To do ▸
Search the material below for the word "Write" and copy every line in which it occurs.

•••••

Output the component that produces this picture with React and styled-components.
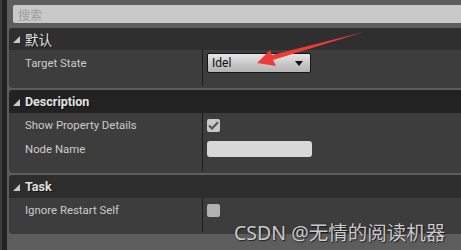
import styled, { createGlobalStyle } from "styled-components";

const GlobalStyle = createGlobalStyle`
  html, body {
    margin: 0;
    padding: 0;
    background: #5d5d5d;
  }
  body {
    font-family: Roboto, "Noto Sans CJK SC", sans-serif;
    width: 461px;
    height: 250px;
    overflow: hidden;
  }
`;

const Window = styled.div`
  position: relative;
  display: flex;
  width: 461px;
  height: 250px;
  background: #5d5d5d;
`;

const EdgeStrip = styled.div`
  width: 5px;
  flex: none;
  margin-left: 2px;
  background: #222222;
  box-shadow: -2px 0 0 #3c3c3c;
`;

const Panel = styled.div`
  flex: 1;
  display: flex;
  flex-direction: column;
  padding: 5px 0 0 2px;
`;

const Search = styled.div`
  height: 18px;
  margin: 0 0 5px 4px;
  background: #c9c9c9;
  border-radius: 2px 0 0 2px;
  display: flex;
  align-items: center;
  padding-left: 5px;
  font-family: "Noto Sans CJK SC", sans-serif;
  font-size: 12px;
  color: #9d9d9d;
`;

const Section = styled.div`
  display: flex;
  flex-direction: column;
  margin-bottom: 2px;
`;

const Header = styled.div`
  height: ${(p) => p.$h}px;
  background: ${(p) => p.$bg};
  border-radius: 3px 0 0 0;
  display: flex;
  align-items: center;
  gap: 5px;
  padding-left: 4px;
  font-family: ${(p) => (p.$cjk ? '"Noto Sans CJK SC", sans-serif' : "Roboto, sans-serif")};
  font-size: ${(p) => (p.$cjk ? 13.5 : 12.5)}px;
  font-weight: ${(p) => (p.$cjk ? 400 : 700)};
  color: #e2e2e2;
  text-shadow: 1px 1px 0 #111;
`;

const Body = styled.div`
  background: #3d3d3d;
  border-radius: 0 0 0 4px;
  padding-bottom: ${(p) => p.$pad}px;
  display: flex;
  flex-direction: column;
`;

const Row = styled.div`
  display: grid;
  grid-template-columns: 194px 1fr;
  height: ${(p) => p.$h}px;
`;

const Label = styled.div`
  display: flex;
  align-items: center;
  padding-left: 16px;
  font-size: 11.4px;
  color: #cbcbcb;
  border-right: 1px solid #1c1c1c;
  margin-bottom: ${(p) => (p.$last ? -10 : 0)}px;
  padding-bottom: ${(p) => (p.$last ? 10 : 0)}px;
  height: 100%;
`;

const Value = styled.div`
  display: flex;
  align-items: center;
  padding-left: 4px;
`;

const Combo = styled.div`
  width: 104px;
  height: 20px;
  box-sizing: border-box;
  border: 1px solid #151515;
  border-radius: 2px;
  background: linear-gradient(#e6e6e6, #c4c4c4 60%, #b4b4b4);
  display: flex;
  align-items: center;
  justify-content: space-between;
  padding: 0 7px 0 4px;
  font-size: 12px;
  color: #111;
`;

const ComboArrow = styled.span`
  width: 0;
  height: 0;
  border-left: 4px solid transparent;
  border-right: 4px solid transparent;
  border-top: 5px solid #111;
`;

const Check = styled.div`
  width: 13px;
  height: 13px;
  border-radius: 2px;
  background: ${(p) => (p.$on ? "#c9c9c9" : "#b1b1b1")};
  display: flex;
  align-items: center;
  justify-content: center;
`;

const TextField = styled.div`
  width: 105px;
  height: 16px;
  border-radius: 3px;
  background: #d8d8d8;
`;

const Tri = styled.span`
  width: 0;
  height: 0;
  border-left: 7px solid transparent;
  border-bottom: 7px solid #c8c8c8;
  margin-top: 1px;
`;

const Watermark = styled.div`
  position: absolute;
  left: 234px;
  top: 217px;
  font-family: "Noto Sans", "Noto Sans CJK SC", sans-serif;
  font-size: 19.5px;
  color: rgba(235, 235, 235, 0.85);
  text-shadow: 0 0 1px #222, 1px 1px 1px rgba(0, 0, 0, 0.6);
  white-space: nowrap;
`;

const ArrowOverlay = styled.svg`
  position: absolute;
  left: 0;
  top: 0;
  pointer-events: none;
`;

function CheckMark() {
  return (
    <svg width="11" height="9" viewBox="0 0 11 9">
      <path d="M1 4.5 L4 7.5 L10 1.2" fill="none" stroke="#555" strokeWidth="2.2" />
    </svg>
  );
}

export default function App() {
  return (
    <>
      <GlobalStyle />
      <Window>
        <EdgeStrip />
        <Panel>
          <Search>搜索</Search>

          <Section>
            <Header $h={22} $bg="#2f2f2f" $cjk>
              <Tri />
              默认
            </Header>
            <Body $pad={12}>
              <Row $h={26}>
                <Label $last>Target State</Label>
                <Value>
                  <Combo>
                    Idel
                    <ComboArrow />
                  </Combo>
                </Value>
              </Row>
            </Body>
          </Section>

          <Section>
            <Header $h={23} $bg="#222222">
              <Tri />
              Description
            </Header>
            <Body $pad={12}>
              <Row $h={24}>
                <Label>Show Property Details</Label>
                <Value>
                  <Check $on>
                    <CheckMark />
                  </Check>
                </Value>
              </Row>
              <Row $h={24}>
                <Label $last>Node Name</Label>
                <Value>
                  <TextField />
                </Value>
              </Row>
            </Body>
          </Section>

          <Section>
            <Header $h={23} $bg="#2d2d2d">
              <Tri />
              Task
            </Header>
            <Body $pad={12}>
              <Row $h={24}>
                <Label $last>Ignore Restart Self</Label>
                <Value>
                  <Check />
                </Value>
              </Row>
            </Body>
          </Section>
        </Panel>

        <ArrowOverlay width="461" height="250">
          <path
            d="M364 32 L272 55 L270 50 L257 63 L276 66 L273 60 Z"
            fill="#f03a3a"
          />
        </ArrowOverlay>
        <Watermark>CSDN @无情的阅读机器</Watermark>
      </Window>
    </>
  );
}
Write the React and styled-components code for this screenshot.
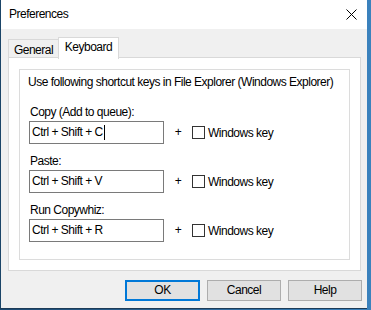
import React from 'react';
import styled, { createGlobalStyle } from 'styled-components';

const GlobalStyle = createGlobalStyle`
  html, body {
    margin: 0;
    padding: 0;
    background: #2f74ad;
  }
  body {
    font-family: "Liberation Sans", Arial, sans-serif;
    font-size: 12px;
    letter-spacing: -0.5px;
    color: #000;
  }
`;

const Desktop = styled.div`
  width: 371px;
  height: 310px;
  background: linear-gradient(90deg, #1d4a72 0%, #3b82bd 100%);
`;

const Window = styled.div`
  width: 367px;
  height: 309px;
  background: #f0f0f0;
  border-left: 1px solid #1b4568;
  border-bottom: 1px solid #1d3b57;
  display: flex;
  flex-direction: column;
  box-sizing: border-box;
`;

const TitleBar = styled.div`
  height: 29px;
  background: #fff;
  display: flex;
  align-items: center;
  justify-content: space-between;
  padding: 0 10px 0 8px;
  flex-shrink: 0;
`;

const Title = styled.span`
  font-size: 12px;
  line-height: 15px;
`;

const CloseIcon = () => (
  <svg width="11" height="11" viewBox="0 0 11 11">
    <path d="M0.5 0.5 L10.5 10.5 M10.5 0.5 L0.5 10.5" stroke="#000" strokeWidth="1" />
  </svg>
);

const Body = styled.div`
  flex: 1;
  padding: 7px 7px 0 7px;
  display: flex;
  flex-direction: column;
`;

const TabStrip = styled.div`
  display: flex;
  align-items: flex-end;
  height: 22px;
  position: relative;
  z-index: 1;
`;

const Tab = styled.div`
  box-sizing: border-box;
  height: ${p => (p.$active ? '22px' : '19px')};
  padding: ${p => (p.$active ? '2px 0 0 0' : '3px 0 0 0')};
  margin-bottom: ${p => (p.$active ? '-1px' : '0')};
  background: ${p => (p.$active ? '#fff' : '#f0f0f0')};
  border: 1px solid #d9d9d9;
  border-bottom: ${p => (p.$active ? 'none' : '1px solid #d9d9d9')};
  border-right: ${p => (p.$active ? '1px solid #d9d9d9' : 'none')};
  line-height: 15px;
  text-align: center;
  white-space: nowrap;
  width: ${p => p.$width}px;
`;

const Panel = styled.div`
  box-sizing: border-box;
  width: 353px;
  height: 214px;
  margin-top: -1px;
  background: #fff;
  border: 1px solid #d9d9d9;
  padding: 11px 0 0 10px;
`;

const GroupBox = styled.div`
  box-sizing: border-box;
  width: 331px;
  height: 191px;
  border: 1px solid #dcdcdc;
  padding: 5px 0 0 8px;
  display: flex;
  flex-direction: column;
`;

const Intro = styled.div`
  line-height: 15px;
  white-space: nowrap;
  margin-bottom: 15px;
`;

const Rows = styled.div`
  display: flex;
  flex-direction: column;
  gap: 10px;
  padding-left: 1px;
`;

const Row = styled.div`
  display: flex;
  flex-direction: column;
  gap: 1px;
`;

const Label = styled.div`
  line-height: 15px;
  padding-left: 1px;
`;

const Line = styled.div`
  display: flex;
  align-items: center;
`;

const KeyBox = styled.div`
  box-sizing: border-box;
  width: 135px;
  height: 23px;
  border: 1px solid #7a7a7a;
  background: #fff;
  padding: 0 0 0 2px;
  display: flex;
  align-items: center;
  line-height: 15px;
  white-space: nowrap;
`;

const Caret = styled.span`
  display: inline-block;
  width: 1px;
  height: 15px;
  background: #000;
  margin-left: 1px;
`;

const Plus = styled.span`
  width: 28px;
  text-align: center;
  line-height: 15px;
`;

const CheckBox = styled.span`
  box-sizing: border-box;
  width: 13px;
  height: 13px;
  border: 1px solid #333;
  background: #fff;
  margin-right: 3px;
`;

const Footer = styled.div`
  display: flex;
  justify-content: flex-end;
  gap: 7px;
  padding: 9px 0 0 0;
  width: 354px;
`;

const Button = styled.button`
  box-sizing: border-box;
  width: ${p => (p.$default ? '75px' : '74px')};
  height: 21px;
  font-family: inherit;
  font-size: 12px;
  letter-spacing: inherit;
  color: #000;
  background: #e1e1e1;
  border: ${p => (p.$default ? '2px solid #0078d7' : '1px solid #adadad')};
  padding: 0;
  line-height: 15px;
`;

const shortcuts = [
  { label: 'Copy (Add to queue):', keys: 'Ctrl + Shift + C', caret: true },
  { label: 'Paste:', keys: 'Ctrl + Shift + V' },
  { label: 'Run Copywhiz:', keys: 'Ctrl + Shift + R' },
];

export default function App() {
  return (
    <>
      <GlobalStyle />
      <Desktop>
        <Window>
          <TitleBar>
            <Title>Preferences</Title>
            <CloseIcon />
          </TitleBar>
          <Body>
            <TabStrip>
              <Tab $width={50}>General</Tab>
              <Tab $active $width={61}>Keyboard</Tab>
            </TabStrip>
            <Panel>
              <GroupBox>
                <Intro>Use following shortcut keys in File Explorer (Windows Explorer)</Intro>
                <Rows>
                  {shortcuts.map(s => (
                    <Row key={s.label}>
                      <Label>{s.label}</Label>
                      <Line>
                        <KeyBox>
                          {s.keys}
                          {s.caret && <Caret />}
                        </KeyBox>
                        <Plus>+</Plus>
                        <CheckBox />
                        <span>Windows key</span>
                      </Line>
                    </Row>
                  ))}
                </Rows>
              </GroupBox>
            </Panel>
            <Footer>
              <Button $default>OK</Button>
              <Button>Cancel</Button>
              <Button>Help</Button>
            </Footer>
          </Body>
        </Window>
      </Desktop>
    </>
  );
}
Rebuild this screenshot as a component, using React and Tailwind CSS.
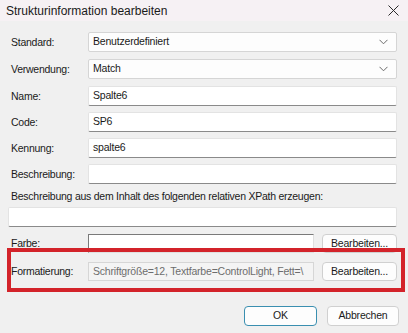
import React from "react";

const FONT = { fontFamily: '"Liberation Sans", Arial, sans-serif' };

const Label = ({ children }) => (
  <div className="w-[77px] shrink-0 text-[10.5px] tracking-[-0.25px] text-[#1a1a1a] leading-none">{children}</div>
);

const Select = ({ value }) => (
  <div className="flex-1 h-[20px] flex items-center justify-between pl-[4px] pr-[8px] bg-[#fdfdfd] border border-[#d5d5d5] rounded-[2px] text-[10.5px] tracking-[-0.2px] text-[#1a1a1a]">
    <span>{value}</span>
    <svg width="9" height="6" viewBox="0 0 9 6">
      <path d="M0.5 0.8 L4.5 4.8 L8.5 0.8" fill="none" stroke="#6b6b6b" strokeWidth="1" />
    </svg>
  </div>
);

const TextBox = ({ value }) => (
  <div className="flex-1 h-[20px] flex items-center pl-[4px] bg-white border border-[#e3e3e3] border-b-[#8a8a8a] rounded-[2px] text-[10.5px] tracking-[-0.2px] text-[#1a1a1a]">
    {value}
  </div>
);

const EditButton = () => (
  <div className="w-[75px] h-[19px] ml-[8px] shrink-0 flex items-center justify-center bg-[#fdfdfd] border border-[#d0d0d0] rounded-[4px] text-[10.5px] tracking-[-0.2px] text-[#1a1a1a]">
    Bearbeiten...
  </div>
);

export default function App() {
  return (
    <div className="relative w-[408px] h-[333px] bg-[#f0f0f0] overflow-hidden" style={FONT}>
      {/* title bar */}
      <div className="h-[21px] flex items-center justify-between pl-[6px] pr-[9px] bg-[#f6f1f4]">
        <span className="text-[12px] text-[#1a1a1a]">Strukturinformation bearbeiten</span>
        <svg width="11" height="11" viewBox="0 0 11 11">
          <path d="M0.5 0.5 L10.5 10.5 M10.5 0.5 L0.5 10.5" stroke="#2a2a2a" strokeWidth="1" />
        </svg>
      </div>

      <div className="flex flex-col pl-[11px] pr-[11px]">
        <div className="flex items-center mt-[11px]">
          <Label>Standard:</Label>
          <Select value="Benutzerdefiniert" />
        </div>
        <div className="flex items-center mt-[7px]">
          <Label>Verwendung:</Label>
          <Select value="Match" />
        </div>
        <div className="flex items-center mt-[7px]">
          <Label>Name:</Label>
          <TextBox value="Spalte6" />
        </div>
        <div className="flex items-center mt-[6px]">
          <Label>Code:</Label>
          <TextBox value="SP6" />
        </div>
        <div className="flex items-center mt-[6px]">
          <Label>Kennung:</Label>
          <TextBox value="spalte6" />
        </div>
        <div className="flex items-center mt-[6px]">
          <Label>Beschreibung:</Label>
          <TextBox value="" />
        </div>
        <div className="mt-[6px] text-[10.5px] tracking-[-0.25px] text-[#1a1a1a] leading-[13px]">
          Beschreibung aus dem Inhalt des folgenden relativen XPath erzeugen:
        </div>
        <div className="flex mt-[4px] -ml-[3px]">
          <TextBox value="" />
        </div>
        <div className="flex items-center mt-[7px]">
          <Label>Farbe:</Label>
          <div className="flex-1 h-[19px] bg-white border border-[#7a7a7a] border-r-[#e0e0e0] border-b-[#e0e0e0]" />
          <EditButton />
        </div>
        <div className="flex items-center mt-[9px]">
          <Label>Formatierung:</Label>
          <div className="flex-1 min-w-0 h-[19px] flex items-center pl-[4px] bg-[#f4f4f4] border border-[#d6d6d6] text-[10.5px] tracking-[-0.2px] text-[#6d6d6d] whitespace-nowrap overflow-hidden">
            Schriftgröße=12, Textfarbe=ControlLight, Fett=\
          </div>
          <EditButton />
        </div>
        <div className="flex justify-end mt-[25px] gap-[10px]">
          <div className="w-[73px] h-[20px] flex items-center justify-center bg-[#fdfdfd] border border-[#3a8fb0] rounded-[4px] text-[10.5px] text-[#1a1a1a]">
            OK
          </div>
          <div className="w-[72px] h-[20px] -mr-[2px] flex items-center justify-center bg-[#fdfdfd] border border-[#d0d0d0] rounded-[4px] text-[10.5px] tracking-[-0.2px] text-[#1a1a1a]">
            Abbrechen
          </div>
        </div>
      </div>

      {/* annotation highlight */}
      <div className="absolute left-[7px] top-[248px] w-[398px] h-[44px] border-[4px] border-[#d3232a]" />
    </div>
  );
}
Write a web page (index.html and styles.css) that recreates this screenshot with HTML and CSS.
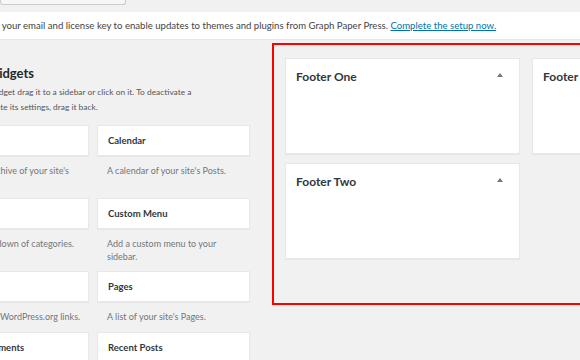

•••••

Complete response ▸
Write the React and styled-components code for this screenshot.
Write a web page (index.html and styles.css) that recreates this screenshot with HTML and CSS.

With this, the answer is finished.